Brunswick is currently undergoing a revival. Local stakeholders have gathered the resources to try to put a new shine on the city. Downtown is getting more housing to bring in more people to the area while new businesses are also starting to populate the area.
We have the Oglethorpe block conundrum, potentially a new SPLOST and a host of other issues that the city commission will play a huge role in helping chart the course for Brunswick going forward. If you are a registered voter and don’t cast a ballot on Tuesday, you are allowing someone else to make that decision for you.
We could wax on poetically about how voting is doing your patriotic duty and remind you that several thousand Americans have died to give you that right. That is absolutely all true. Our democracy sustains itself because people exercise the freedom available to them thanks to the blood spilled by the many who came before them.
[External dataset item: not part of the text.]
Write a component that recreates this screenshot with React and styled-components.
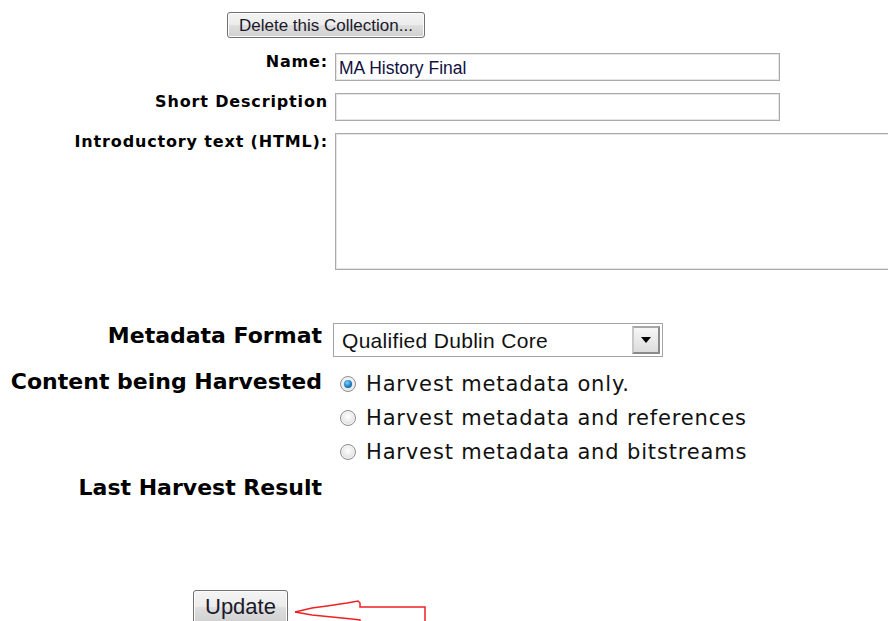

But for the moment, let’s think more practically. Would you allow someone to choose what job you have? You have to be accepted and hired by a company, but it is ultimately you who chooses where you work.
Would you allow someone else to pick out the clothes you wear everyday. Yes, you might have a stylist or salesperson assist you in finding you the right ensemble, but you still get to see it, try it on and decide you are going to wear it.
With all things considered, would you let someone else decide your future for you? If you are one of the registered voters who fails to cast a ballot, that’s exactly what you are doing.